*Records shown*

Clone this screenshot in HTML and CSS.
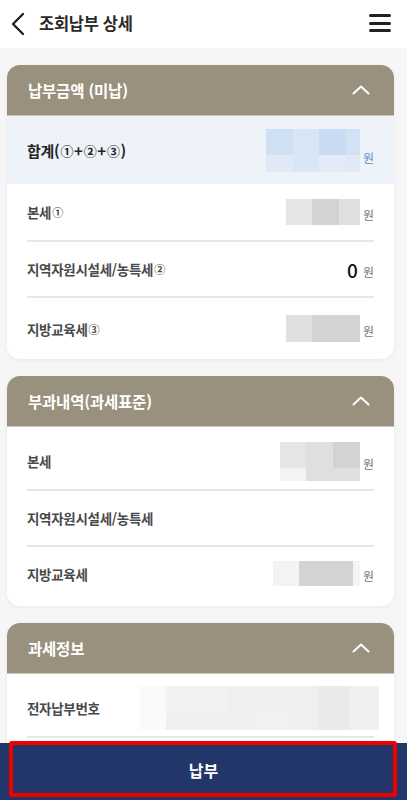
FILE: index.html
```html
<!DOCTYPE html>
<html lang="ko">
<head>
    <meta charset="UTF-8">
    <meta name="viewport" content="width=device-width, initial-scale=1.0">
    <title>조회납부 상세</title>
    <link rel="stylesheet" href="styles.css">
</head>
<body>
    <!-- 상단 헤더 -->
    <header class="top-bar">
        <button class="icon-btn back-btn" aria-label="뒤로">
            <svg width="16" height="24" viewBox="0 0 16 24"><path d="M13 2 L3 12 L13 22" fill="none" stroke="#222" stroke-width="2.4" stroke-linecap="round" stroke-linejoin="round"/></svg>
        </button>
        <h1 class="page-title">조회납부 상세</h1>
        <button class="icon-btn menu-btn" aria-label="메뉴">
            <span></span><span></span><span></span>
        </button>
    </header>

    <main class="content">
        <!-- 납부금액 -->
        <section class="card">
            <div class="card-head">
                <h2>납부금액 (미납)</h2>
                <svg class="fold" width="18" height="10" viewBox="0 0 18 10"><path d="M1.5 8.5 L9 1.5 L16.5 8.5" fill="none" stroke="#fff" stroke-width="2" stroke-linecap="round" stroke-linejoin="round"/></svg>
            </div>
            <div class="row total">
                <span class="label">합계(<span class="circ">①</span>+<span class="circ">②</span>+<span class="circ">③</span>)</span>
                <span class="value">
                    <span class="mosaic blue m-total">
                        <i class="c1"></i><i class="c2"></i><i class="c3"></i><i class="c4"></i>
                        <i class="c5"></i><i class="c6"></i><i class="c7"></i><i class="c8"></i>
                    </span>
                    <span class="unit">원</span>
                </span>
            </div>
            <div class="rows">
                <div class="row">
                    <span class="label">본세<span class="circ">①</span></span>
                    <span class="value">
                        <span class="mosaic gray m-a"><i class="c1"></i><i class="c3"></i><i class="c2"></i></span>
                        <span class="unit">원</span>
                    </span>
                </div>
                <div class="row">
                    <span class="label">지역자원시설세/농특세<span class="circ">②</span></span>
                    <span class="value"><span class="num">0</span><span class="unit">원</span></span>
                </div>
                <div class="row">
                    <span class="label">지방교육세<span class="circ">③</span></span>
                    <span class="value">
                        <span class="mosaic gray m-b"><i class="c2"></i><i class="c3"></i><i class="c3"></i></span>
                        <span class="unit">원</span>
                    </span>
                </div>
            </div>
        </section>

        <!-- 부과내역 -->
        <section class="card">
            <div class="card-head">
                <h2>부과내역(과세표준)</h2>
                <svg class="fold" width="18" height="10" viewBox="0 0 18 10"><path d="M1.5 8.5 L9 1.5 L16.5 8.5" fill="none" stroke="#fff" stroke-width="2" stroke-linecap="round" stroke-linejoin="round"/></svg>
            </div>
            <div class="rows padded">
                <div class="row">
                    <span class="label">본세</span>
                    <span class="value">
                        <span class="mosaic gray m-c">
                            <i class="c1"></i><i class="c2"></i><i class="c3"></i>
                            <i class="c0"></i><i class="c2"></i><i class="c2"></i>
                        </span>
                        <span class="unit">원</span>
                    </span>
                </div>
                <div class="row">
                    <span class="label">지역자원시설세/농특세</span>
                    <span class="value"></span>
                </div>
                <div class="row">
                    <span class="label">지방교육세</span>
                    <span class="value">
                        <span class="mosaic gray m-d"><i class="c0"></i><i class="c3"></i><i class="c3"></i><i class="c0"></i></span>
                        <span class="unit">원</span>
                    </span>
                </div>
            </div>
        </section>

        <!-- 과세정보 -->
        <section class="card">
            <div class="card-head">
                <h2>과세정보</h2>
                <svg class="fold" width="18" height="10" viewBox="0 0 18 10"><path d="M1.5 8.5 L9 1.5 L16.5 8.5" fill="none" stroke="#fff" stroke-width="2" stroke-linecap="round" stroke-linejoin="round"/></svg>
            </div>
            <div class="rows padded">
                <div class="row">
                    <span class="label">전자납부번호</span>
                    <span class="value">
                        <span class="mosaic light m-e">
                            <i class="c0"></i><i class="c1"></i><i class="c1"></i><i class="c2"></i><i class="c2"></i><i class="c2"></i><i class="c3"></i><i class="c2"></i>
                            <i class="c0"></i><i class="c2"></i><i class="c2"></i><i class="c2"></i><i class="c1"></i><i class="c2"></i><i class="c3"></i><i class="c2"></i>
                        </span>
                    </span>
                </div>
                <div class="row">
                    <span class="label">납부기한</span>
                    <span class="value"></span>
                </div>
            </div>
        </section>
    </main>

    <!-- 하단 납부 버튼 -->
    <footer class="pay-bar">
        <button class="pay-btn">납부</button>
        <div class="mark"></div>
    </footer>
</body>
</html>
```

FILE: styles.css
```css
:root {
    --head-color: #9a907e;
    --navy: #22366a;
    --text-color: #222;
    --label-color: #4a4a4a;
    --unit-color: #777;
    --line-color: #e6e6e6;
    --page-bg: #f6f6f6;
}

* {
    box-sizing: border-box;
}

body {
    margin: 0;
    font-family: 'Noto Sans CJK KR', 'Noto Sans', sans-serif;
    background-color: var(--page-bg);
    color: var(--text-color);
}

.top-bar {
    height: 48px;
    background-color: white;
    display: flex;
    align-items: center;
    padding: 0 16px 0 10px;
}

.icon-btn {
    background: none;
    border: none;
    padding: 0;
    cursor: pointer;
}

.back-btn {
    width: 20px;
    height: 24px;
    display: flex;
    align-items: center;
    margin-top: -1px;
}

.page-title {
    flex: 1;
    margin: 0 0 0 9px;
    font-size: 16.5px;
    font-weight: 700;
    letter-spacing: -0.3px;
    color: #2a2a2a;
    margin-top: -2px;
}

.menu-btn {
    width: 22px;
    height: 18px;
    display: flex;
    flex-direction: column;
    justify-content: space-between;
    margin-top: -2px;
}

.menu-btn span {
    display: block;
    height: 3px;
    border-radius: 1.5px;
    background-color: #222;
}

.content {
    padding: 17px 13px 80px 7px;
    display: flex;
    flex-direction: column;
    gap: 17px;
}

.card {
    background-color: white;
    border-radius: 13px;
    overflow: hidden;
    box-shadow: 0 1px 4px rgba(0,0,0,0.06);
}

.card-head {
    height: 51px;
    background-color: var(--head-color);
    display: flex;
    align-items: center;
    justify-content: space-between;
    padding: 0 24px 0 21px;
    border-bottom: 1px solid #cfc8bb;
}

.card-head h2 {
    margin: 0;
    font-size: 15.5px;
    font-weight: 700;
    color: white;
    letter-spacing: -0.2px;
}

.fold {
    display: block;
}

.rows {
    padding: 0 20px;
}

.rows.padded {
    padding-top: 6px;
    padding-bottom: 6px;
}

.row {
    display: flex;
    align-items: center;
    justify-content: space-between;
    height: 56px;
}

.rows .row + .row {
    border-top: 2px solid var(--line-color);
}

.rows .row:last-child {
    height: 63px;
}

.rows.padded .row:last-child {
    height: 55px;
}

.row.total {
    height: 68px;
    background-color: #eef3f9;
    padding: 0 20px;
}

.label {
    font-size: 13.5px;
    font-weight: 700;
    color: var(--label-color);
    letter-spacing: -0.3px;
}

.total .label {
    font-size: 15px;
    color: #262626;
}

.circ {
    font-size: 11px;
    font-weight: 700;
    margin: 0 1px;
    position: relative;
    top: -1px;
}

.total .circ {
    font-size: 13px;
}

.value {
    display: flex;
    align-items: center;
    gap: 3px;
}

.unit {
    font-size: 12px;
    color: var(--unit-color);
    margin-top: 4px;
}

.total .unit {
    color: #5a8ed0;
    margin-top: 14px;
}

.num {
    font-size: 19px;
    font-weight: 500;
    color: #111;
    margin-right: 2px;
}

/* 가려진 금액 */
.mosaic {
    display: grid;
}

.mosaic i {
    display: block;
}

.m-total {
    width: 94px;
    height: 43px;
    grid-template-columns: 27px 26px 27px 14px;
    grid-template-rows: 26px 17px;
}

.mosaic.blue .c1 { background-color: #cfe0f4; }
.mosaic.blue .c2 { background-color: #d7e5f6; }
.mosaic.blue .c3 { background-color: #c8dbf2; }
.mosaic.blue .c4 { background-color: #d2e2f4; }
.mosaic.blue .c5 { background-color: #e0eaf7; }
.mosaic.blue .c6 { background-color: #dbe6f5; }
.mosaic.blue .c7 { background-color: #e2ebf7; }
.mosaic.blue .c8 { background-color: #e0eaf6; }

.mosaic.gray .c0 { background-color: #f3f3f3; }
.mosaic.gray .c1 { background-color: #e5e5e5; }
.mosaic.gray .c2 { background-color: #dfdfdf; }
.mosaic.gray .c3 { background-color: #d3d3d3; }

.mosaic.light .c0 { background-color: #fafafa; }
.mosaic.light .c1 { background-color: #f2f2f2; }
.mosaic.light .c2 { background-color: #efefef; }
.mosaic.light .c3 { background-color: #eaeaea; }

.m-a {
    width: 74px;
    height: 26px;
    grid-template-columns: 26px 27px 21px;
}

.m-b {
    width: 74px;
    height: 27px;
    grid-template-columns: 26px 27px 21px;
}

.m-c {
    width: 80px;
    height: 39px;
    grid-template-columns: 26px 27px 27px;
    grid-template-rows: 26px 13px;
}

.m-d {
    width: 87px;
    height: 25px;
    grid-template-columns: 26px 27px 27px 7px;
}

.m-e {
    width: 239px;
    height: 44px;
    grid-template-columns: 26px repeat(7, 1fr);
    grid-template-rows: 27px 17px;
    margin-right: -5px;
}

/* 하단 버튼 */
.pay-bar {
    position: fixed;
    left: 0;
    right: 0;
    bottom: 0;
    height: 57px;
    background-color: var(--navy);
}

.pay-btn {
    width: 100%;
    height: 100%;
    background: none;
    border: none;
    color: white;
    font-family: inherit;
    font-size: 16px;
    font-weight: 700;
    padding-bottom: 4px;
    cursor: pointer;
}

.mark {
    position: absolute;
    left: 9px;
    right: 10px;
    top: -2px;
    bottom: 3px;
    border: 4px solid #f20000;
    border-radius: 3px;
    pointer-events: none;
}
```
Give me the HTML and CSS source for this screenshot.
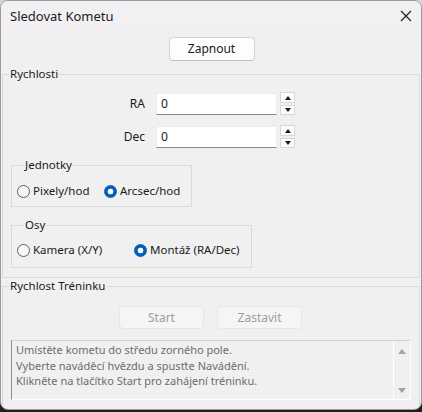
FILE: index.html
```html
<!DOCTYPE html>
<html lang="cs">
<head>
<meta charset="utf-8">
<title>Sledovat Kometu</title>
<link rel="stylesheet" href="styles.css">
</head>
<body>
<div class="window">
  <div class="titlebar">
    <span class="title">Sledovat Kometu</span>
    <svg class="close" width="12" height="12" viewBox="0 0 12 12" aria-label="Zavřít"><path d="M1 1 L11 11 M11 1 L1 11" stroke="#1b1b1b" stroke-width="1.1" fill="none"/></svg>
  </div>
  <div class="body">
    <div class="top-row"><button class="btn">Zapnout</button></div>

    <fieldset class="group speeds">
      <legend>Rychlosti</legend>
      <div class="field-row">
        <span class="field-label">RA</span>
        <div class="input">0</div>
        <div class="spin">
          <span class="spin-btn"><i class="tri up"></i></span>
          <span class="spin-btn"><i class="tri down"></i></span>
        </div>
      </div>
      <div class="field-row">
        <span class="field-label">Dec</span>
        <div class="input">0</div>
        <div class="spin">
          <span class="spin-btn"><i class="tri up"></i></span>
          <span class="spin-btn"><i class="tri down"></i></span>
        </div>
      </div>

      <fieldset class="sub units">
        <legend>Jednotky</legend>
        <div class="radios">
          <span class="radio"><span class="dot"></span>Pixely/hod</span>
          <span class="radio checked"><span class="dot"></span>Arcsec/hod</span>
        </div>
      </fieldset>

      <fieldset class="sub axes">
        <legend>Osy</legend>
        <div class="radios">
          <span class="radio"><span class="dot"></span>Kamera (X/Y)</span>
          <span class="radio checked"><span class="dot"></span>Montáž (RA/Dec)</span>
        </div>
      </fieldset>
    </fieldset>

    <fieldset class="group training">
      <legend>Rychlost Tréninku</legend>
      <div class="btn-row">
        <button class="btn" disabled>Start</button>
        <button class="btn" disabled>Zastavit</button>
      </div>
      <div class="log">
        <div class="log-text">Umístěte kometu do středu zorného pole.<br>Vyberte naváděcí hvězdu a spusťte Navádění.<br>Klikněte na tlačítko Start pro zahájení tréninku.</div>
        <div class="log-scroll"><i class="stri up"></i><i class="stri down"></i></div>
      </div>
    </fieldset>
  </div>
</div>
</body>
</html>
```

FILE: styles.css
```css
* { box-sizing: border-box; }

html, body {
  margin: 0;
  padding: 0;
}

body {
  width: 422px;
  height: 412px;
  background: linear-gradient(#d4d4d4 0, #d4d4d4 50%, #1d1f22 50%, #1d1f22 100%);
  font-family: "Noto Sans", "Liberation Sans", sans-serif;
  font-size: 11.5px;
  color: #1a1a1a;
}

.window {
  width: 422px;
  height: 410px;
  border: 1px solid #9a9a9a;
  border-radius: 8px;
  overflow: hidden;
  background: #f0f0f0;
  display: flex;
  flex-direction: column;
}

.titlebar {
  height: 30px;
  flex: none;
  background: #f3f0f3;
  display: flex;
  align-items: center;
  justify-content: space-between;
  padding: 0 9px 0 9px;
}

.title {
  font-size: 13px;
  color: #1a1a1a;
}

.close {
  display: block;
  margin-top: -1px;
}

.body {
  flex: 1;
  display: flex;
  flex-direction: column;
}

.top-row {
  display: flex;
  justify-content: center;
  margin-top: 6px;
  padding-left: 1px;
}

.btn {
  font-family: inherit;
  font-size: 12px;
  width: 86px;
  height: 24px;
  background: #fdfdfd;
  border: 1px solid #d2d2d2;
  border-bottom-color: #c2c2c2;
  border-radius: 4px;
  color: #1a1a1a;
  padding: 0;
  line-height: 20px;
}

.btn:disabled {
  background: #f5f5f5;
  border-color: #e6e6e6;
  color: #9d9d9d;
  width: 85px;
  height: 23px;
}

fieldset {
  margin: 0;
  padding: 0;
  min-width: 0;
  border: 1px solid #dadada;
}

legend {
  padding: 0 1px;
  line-height: 16px;
  height: 16px;
}

.group {
  margin: 5px 1px 0 1px;
}

.group > legend {
  margin-left: 6px;
}

.speeds {
  padding-bottom: 9px;
}

.field-row {
  display: flex;
  align-items: flex-start;
  margin-top: 11px;
  height: 22px;
}

.field-label {
  width: 142px;
  text-align: right;
  line-height: 21px;
  font-size: 12px;
}

.input {
  width: 121px;
  height: 22px;
  margin-left: 11px;
  background: #ffffff;
  border: 1px solid #ececec;
  border-bottom: 1px solid #868686;
  padding-left: 4px;
  line-height: 20px;
  font-size: 12px;
}

.spin {
  margin-left: 3px;
  margin-top: -1px;
  display: flex;
  flex-direction: column;
  gap: 2px;
}

.spin-btn {
  width: 15px;
  height: 11px;
  background: #fbfbfb;
  border: 1px solid #d6d6d6;
  display: flex;
  align-items: center;
  justify-content: center;
}

.spin-btn + .spin-btn {
  height: 10px;
}

.tri {
  width: 0;
  height: 0;
  border-left: 3.5px solid transparent;
  border-right: 3.5px solid transparent;
}

.tri.up { border-bottom: 4px solid #1a1a1a; }
.tri.down { border-top: 4px solid #1a1a1a; }

.sub {
  margin-left: 8px;
}

.sub > legend {
  margin-left: 7px;
}

.units {
  width: 181px;
  margin-top: 9px;
  padding: 10px 0 7px 5px;
}

.units .radios {
  grid-template-columns: 87px auto;
}

.axes {
  width: 241px;
  margin-top: 10px;
  padding: 9px 0 9px 5px;
}

.axes .radios {
  grid-template-columns: 117px auto;
}

.radios {
  display: grid;
  height: 16px;
  align-items: center;
}

.radio {
  display: flex;
  align-items: center;
  gap: 3px;
  line-height: 16px;
  white-space: nowrap;
}

.dot {
  width: 13px;
  height: 13px;
  border-radius: 50%;
  border: 1px solid #5f5f5f;
  background: #f7f7f7;
  flex: none;
}

.radio.checked .dot {
  border-color: #005fb8;
  background: radial-gradient(circle, #ffffff 0, #ffffff 2.6px, #005fb8 3.2px);
}

.training {
  margin-top: 0;
  border-bottom: none;
  flex: 1;
}

.btn-row {
  display: flex;
  justify-content: center;
  gap: 13px;
  margin-top: 12px;
  padding-right: 1px;
}

.log {
  margin: 11px 0 0 8px;
  width: 400px;
  height: 60px;
  display: flex;
  border: 1px solid #ffffff;
  border-top-color: #d2d2d2;
  border-left-color: #8e8e8e;
}

.log-text {
  flex: 1;
  padding: 1px 0 0 4px;
  color: #6d6d6d;
  font-size: 11px;
  line-height: 15.5px;
  white-space: nowrap;
}

.log-scroll {
  width: 17px;
  border-left: 1px solid #ffffff;
  display: flex;
  flex-direction: column;
  justify-content: space-between;
  align-items: center;
  padding: 8px 0 6px 0;
}

.stri {
  width: 0;
  height: 0;
  border-left: 4px solid transparent;
  border-right: 4px solid transparent;
}

.stri.up { border-bottom: 5px solid #a3a3a3; }
.stri.down { border-top: 5px solid #a3a3a3; }
```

*Challenge*
Copy out every line in the entries above that holds "screenshot".

*Exercise solution*
Clone this screenshot in HTML and CSS.
Give me the HTML and CSS source for this screenshot.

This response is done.